● **WHAT IS BEING ASKED**: Return all lines where the word "React" can be found.

● **AVAILABLE DATA**:
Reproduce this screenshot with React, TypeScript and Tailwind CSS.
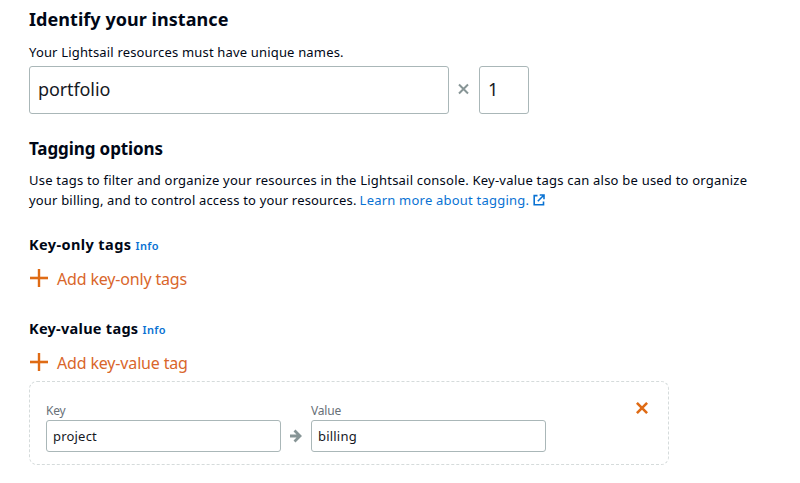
import React from "react";

function PlusIcon() {
  return (
    <svg width="18" height="18" viewBox="0 0 18 18" className="mb-0.5 shrink-0" fill="none" stroke="#df6b15">
      <path strokeWidth="2.4" d="M9 0v18" />
      <path strokeWidth="2.6" d="M0 9h18" />
    </svg>
  );
}

function TagHeading({ children, className }: { children: string; className: string }) {
  return (
    <div className="flex h-5 items-baseline gap-1 leading-5 whitespace-nowrap">
      <h3 className={`text-[14.5px] leading-5 font-bold ${className}`}>{children}</h3>
      <a className="text-[11px] font-semibold tracking-[0.4px] text-[#0972d3]">Info</a>
    </div>
  );
}

function AddButton({ children, className }: { children: string; className: string }) {
  return (
    <button className="mt-[13px] flex h-6 items-center gap-[9px] pl-px whitespace-nowrap text-[#d9662b]">
      <PlusIcon />
      <span className={`text-base leading-6 ${className}`}>{children}</span>
    </button>
  );
}

function Field({ label, value }: { label: string; value: string }) {
  return (
    <label className="flex w-[235px] flex-col gap-px">
      <span className="text-xs leading-4 tracking-[-0.2px] text-[#687078]">{label}</span>
      <input
        defaultValue={value}
        className="h-8 w-full rounded-[3px] border border-[#aab7b8] px-1.5 text-[13px] tracking-[0.2px] text-[#16191f] outline-none"
      />
    </label>
  );
}

export default function App() {
  return (
    <main className="h-[483px] w-[800px] overflow-hidden bg-white pt-[7px] pl-[29px] font-['Noto_Sans',sans-serif] text-[#000716]">
      <h2 className="text-lg leading-6 font-bold tracking-[0.05px] whitespace-nowrap">Identify your instance</h2>
      <p className="mt-[11px] text-[13px] leading-5 tracking-[0.17px] whitespace-nowrap">Your Lightsail resources must have unique names.</p>
      <div className="mt-1 flex h-12 items-center">
        <input
          defaultValue="portfolio"
          className="h-12 w-[420px] rounded-[3px] border border-[#aab7b8] px-2 pb-0.5 text-lg tracking-[-0.1px] text-[#16191f] outline-none"
        />
        <svg width="30" height="12" viewBox="0 0 30 12" className="mb-0.5" fill="none" stroke="#879596" strokeWidth="2">
          <path d="M10 1.5l9 9M19 1.5l-9 9" />
        </svg>
        <input
          defaultValue="1"
          className="h-12 w-[50px] rounded-[3px] border border-[#aab7b8] px-2 pb-0.5 text-lg text-[#16191f] outline-none"
        />
      </div>

      <h2 className="mt-[23px] text-[17px] leading-6 font-bold tracking-[-0.1px] whitespace-nowrap">Tagging options</h2>
      <div className="mt-[9px] text-[13px] leading-5 tracking-[0.215px] whitespace-nowrap">
        <p>Use tags to filter and organize your resources in the Lightsail console. Key-value tags can also be used to organize</p>
        <p className="flex">
          <span className="tracking-[0.18px]">your billing, and to control access to your resources.</span>
          <a className="ml-[3px] flex text-[#0972d3]">
            <span>Learn more about tagging.</span>
            <svg width="12" height="12" viewBox="0 0 12 12" className="mt-1 ml-1" fill="none" stroke="currentColor" strokeWidth="1.6">
              <path d="M4.5 1.6H1.2v9.2h9.3V7.5M6.7 1h4.3v4.3M11 1L4.8 7.2" />
            </svg>
          </a>
        </p>
      </div>

      <div className="mt-6">
        <TagHeading className="tracking-[0.4px]">Key-only tags</TagHeading>
        <AddButton className="tracking-[-0.17px]">Add key-only tags</AddButton>
      </div>

      <div className="mt-[27px]">
        <TagHeading className="tracking-[0.28px]">Key-value tags</TagHeading>
        <AddButton className="tracking-[-0.16px]">Add key-value tag</AddButton>
      </div>

      <section className="mt-1.5 flex h-[84px] w-[640px] rounded-lg border border-dashed border-[#d5dbdb] pt-[21px] pl-4">
        <Field label="Key" value="project" />
        <svg width="30" height="14" viewBox="0 0 30 14" className="mt-[26px]" fill="none" stroke="#879596" strokeWidth="2.8">
          <path d="M9 7h10M13.5 1.6L19 7l-5.5 5.4" />
        </svg>
        <Field label="Value" value="billing" />
        <button className="-mt-px ml-[90px] h-3 w-3">
          <svg width="12" height="12" viewBox="0 0 12 12" fill="none" stroke="#df6b15" strokeWidth="2.6">
            <path d="M.9.9l10.2 10.2M11.1.9L.9 11.1" />
          </svg>
        </button>
      </section>
    </main>
  );
}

● **TASK SOLUTION**:
Reproduce this screenshot with React, TypeScript and Tailwind CSS.
import React from "react";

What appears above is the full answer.